[Start Record set]

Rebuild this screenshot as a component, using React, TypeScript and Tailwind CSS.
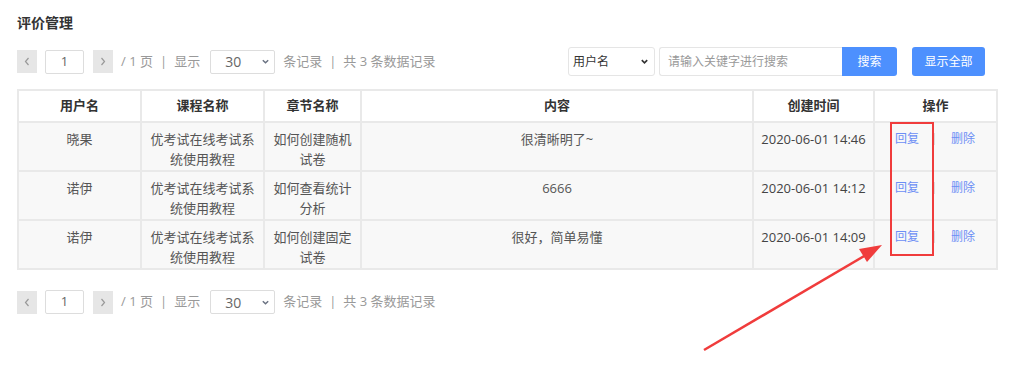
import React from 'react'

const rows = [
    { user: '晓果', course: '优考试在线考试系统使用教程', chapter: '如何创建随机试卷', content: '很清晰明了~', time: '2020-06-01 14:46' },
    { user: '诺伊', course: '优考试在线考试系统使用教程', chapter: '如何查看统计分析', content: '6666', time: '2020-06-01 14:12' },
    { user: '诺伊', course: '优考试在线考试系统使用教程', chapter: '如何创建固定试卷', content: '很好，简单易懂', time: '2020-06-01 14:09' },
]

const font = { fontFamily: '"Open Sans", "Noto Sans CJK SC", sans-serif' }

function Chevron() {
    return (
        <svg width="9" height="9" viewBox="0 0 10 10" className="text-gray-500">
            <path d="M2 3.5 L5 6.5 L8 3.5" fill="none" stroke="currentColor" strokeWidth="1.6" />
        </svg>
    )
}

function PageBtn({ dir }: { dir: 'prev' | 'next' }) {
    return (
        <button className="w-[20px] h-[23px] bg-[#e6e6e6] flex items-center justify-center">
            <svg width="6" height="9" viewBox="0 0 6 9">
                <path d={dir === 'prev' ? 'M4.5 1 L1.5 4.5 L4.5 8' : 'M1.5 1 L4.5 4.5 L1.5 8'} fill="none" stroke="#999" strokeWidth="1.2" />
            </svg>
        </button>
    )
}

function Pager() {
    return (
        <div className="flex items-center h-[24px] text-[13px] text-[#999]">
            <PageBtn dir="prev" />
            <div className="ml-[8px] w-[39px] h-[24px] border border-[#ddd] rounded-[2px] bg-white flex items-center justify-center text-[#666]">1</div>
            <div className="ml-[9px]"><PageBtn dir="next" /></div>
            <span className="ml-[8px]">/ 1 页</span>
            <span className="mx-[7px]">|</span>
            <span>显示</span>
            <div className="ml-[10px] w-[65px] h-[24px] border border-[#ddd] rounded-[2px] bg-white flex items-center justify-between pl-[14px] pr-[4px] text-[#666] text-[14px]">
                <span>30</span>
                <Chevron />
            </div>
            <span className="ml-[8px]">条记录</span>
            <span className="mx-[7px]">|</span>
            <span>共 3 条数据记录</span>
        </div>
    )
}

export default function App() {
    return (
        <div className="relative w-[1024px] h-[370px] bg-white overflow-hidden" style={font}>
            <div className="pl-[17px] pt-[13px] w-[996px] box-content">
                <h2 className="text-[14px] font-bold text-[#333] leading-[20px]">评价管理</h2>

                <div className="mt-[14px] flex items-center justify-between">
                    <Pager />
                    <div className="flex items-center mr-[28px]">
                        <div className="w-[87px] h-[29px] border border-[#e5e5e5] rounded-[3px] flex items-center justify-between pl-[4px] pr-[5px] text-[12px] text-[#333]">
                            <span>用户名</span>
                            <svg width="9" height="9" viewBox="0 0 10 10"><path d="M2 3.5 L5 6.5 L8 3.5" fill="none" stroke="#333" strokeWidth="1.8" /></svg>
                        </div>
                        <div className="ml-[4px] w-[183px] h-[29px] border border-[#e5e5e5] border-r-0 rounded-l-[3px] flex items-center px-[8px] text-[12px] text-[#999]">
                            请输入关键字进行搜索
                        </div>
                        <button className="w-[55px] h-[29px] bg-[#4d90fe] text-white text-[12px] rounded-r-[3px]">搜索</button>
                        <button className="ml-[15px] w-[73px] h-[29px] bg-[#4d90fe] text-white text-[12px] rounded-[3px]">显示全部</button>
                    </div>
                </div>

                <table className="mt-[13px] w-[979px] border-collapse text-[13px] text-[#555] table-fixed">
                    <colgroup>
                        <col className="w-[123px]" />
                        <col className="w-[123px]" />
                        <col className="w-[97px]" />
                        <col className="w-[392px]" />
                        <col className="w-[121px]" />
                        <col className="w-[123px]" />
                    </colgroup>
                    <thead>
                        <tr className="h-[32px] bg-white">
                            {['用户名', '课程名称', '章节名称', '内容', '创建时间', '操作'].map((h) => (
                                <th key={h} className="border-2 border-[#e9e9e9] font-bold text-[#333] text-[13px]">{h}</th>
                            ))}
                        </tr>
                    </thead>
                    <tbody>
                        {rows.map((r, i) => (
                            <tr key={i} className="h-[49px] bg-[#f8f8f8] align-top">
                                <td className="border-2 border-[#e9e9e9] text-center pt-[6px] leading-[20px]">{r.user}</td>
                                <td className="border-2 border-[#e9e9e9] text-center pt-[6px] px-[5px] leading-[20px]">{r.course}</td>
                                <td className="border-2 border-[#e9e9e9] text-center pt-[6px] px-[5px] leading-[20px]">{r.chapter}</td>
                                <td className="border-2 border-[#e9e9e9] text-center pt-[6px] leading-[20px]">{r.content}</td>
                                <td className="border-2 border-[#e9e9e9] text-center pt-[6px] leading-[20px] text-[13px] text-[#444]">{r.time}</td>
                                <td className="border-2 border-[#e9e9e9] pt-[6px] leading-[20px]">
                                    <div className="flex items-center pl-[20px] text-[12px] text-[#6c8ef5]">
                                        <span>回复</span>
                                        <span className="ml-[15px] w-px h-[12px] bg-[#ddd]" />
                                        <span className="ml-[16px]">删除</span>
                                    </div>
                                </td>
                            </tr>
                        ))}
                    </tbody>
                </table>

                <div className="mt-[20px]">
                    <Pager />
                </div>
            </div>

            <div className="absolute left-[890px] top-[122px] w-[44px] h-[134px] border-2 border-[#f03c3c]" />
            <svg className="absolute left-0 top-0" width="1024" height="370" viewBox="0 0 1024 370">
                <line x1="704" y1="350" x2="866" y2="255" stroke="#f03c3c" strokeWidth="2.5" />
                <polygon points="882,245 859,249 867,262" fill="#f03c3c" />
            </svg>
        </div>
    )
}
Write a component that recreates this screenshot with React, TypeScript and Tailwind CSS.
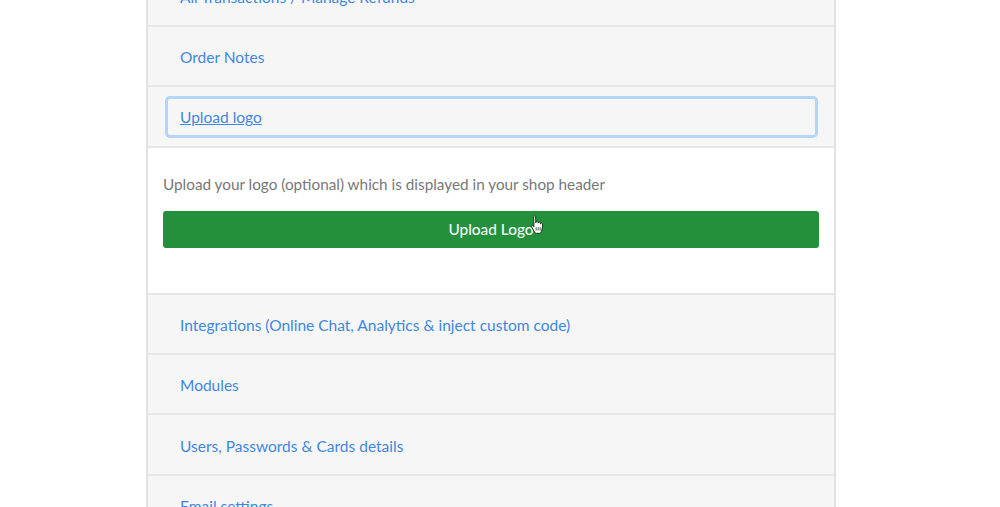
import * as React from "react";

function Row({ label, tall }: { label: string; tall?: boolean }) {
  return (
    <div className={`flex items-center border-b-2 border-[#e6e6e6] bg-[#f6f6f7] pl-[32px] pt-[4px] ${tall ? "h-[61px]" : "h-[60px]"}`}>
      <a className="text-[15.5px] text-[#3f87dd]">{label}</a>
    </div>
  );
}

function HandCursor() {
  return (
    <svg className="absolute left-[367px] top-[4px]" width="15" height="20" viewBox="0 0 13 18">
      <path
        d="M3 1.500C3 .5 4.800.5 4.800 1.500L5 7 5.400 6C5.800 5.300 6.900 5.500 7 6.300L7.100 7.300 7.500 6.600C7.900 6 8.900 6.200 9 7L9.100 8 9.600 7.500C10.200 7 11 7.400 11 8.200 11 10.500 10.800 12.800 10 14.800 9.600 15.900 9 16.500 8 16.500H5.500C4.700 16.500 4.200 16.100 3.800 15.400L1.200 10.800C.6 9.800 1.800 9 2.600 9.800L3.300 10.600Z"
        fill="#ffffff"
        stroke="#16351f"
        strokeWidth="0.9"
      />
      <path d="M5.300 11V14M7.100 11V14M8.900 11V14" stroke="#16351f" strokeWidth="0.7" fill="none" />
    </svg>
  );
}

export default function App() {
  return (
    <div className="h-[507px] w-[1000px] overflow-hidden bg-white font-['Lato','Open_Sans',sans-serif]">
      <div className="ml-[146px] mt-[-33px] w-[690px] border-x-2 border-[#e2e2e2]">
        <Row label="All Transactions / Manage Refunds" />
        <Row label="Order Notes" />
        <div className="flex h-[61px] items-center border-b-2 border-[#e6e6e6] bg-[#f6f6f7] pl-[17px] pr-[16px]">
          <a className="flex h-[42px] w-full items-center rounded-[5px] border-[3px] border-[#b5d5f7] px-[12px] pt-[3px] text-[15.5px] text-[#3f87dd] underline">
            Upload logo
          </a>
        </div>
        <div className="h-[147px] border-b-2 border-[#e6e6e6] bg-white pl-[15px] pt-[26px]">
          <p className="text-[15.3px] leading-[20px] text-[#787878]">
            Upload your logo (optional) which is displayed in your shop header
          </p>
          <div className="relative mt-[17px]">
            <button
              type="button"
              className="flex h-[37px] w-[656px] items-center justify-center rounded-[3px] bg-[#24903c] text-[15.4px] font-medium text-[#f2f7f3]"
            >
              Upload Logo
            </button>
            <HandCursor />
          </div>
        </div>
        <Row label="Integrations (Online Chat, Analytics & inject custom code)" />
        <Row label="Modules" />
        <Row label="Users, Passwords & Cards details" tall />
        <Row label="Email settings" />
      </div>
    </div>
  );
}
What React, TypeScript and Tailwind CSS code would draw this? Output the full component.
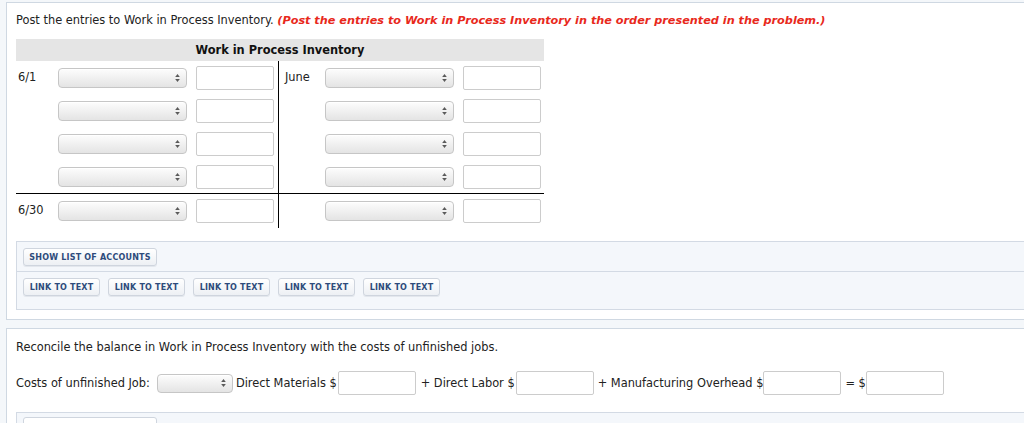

[End Record set]

What needs to be done: Among the lines of the data above, determine how many contain the word "code". Report the number alone.

Final answer: 2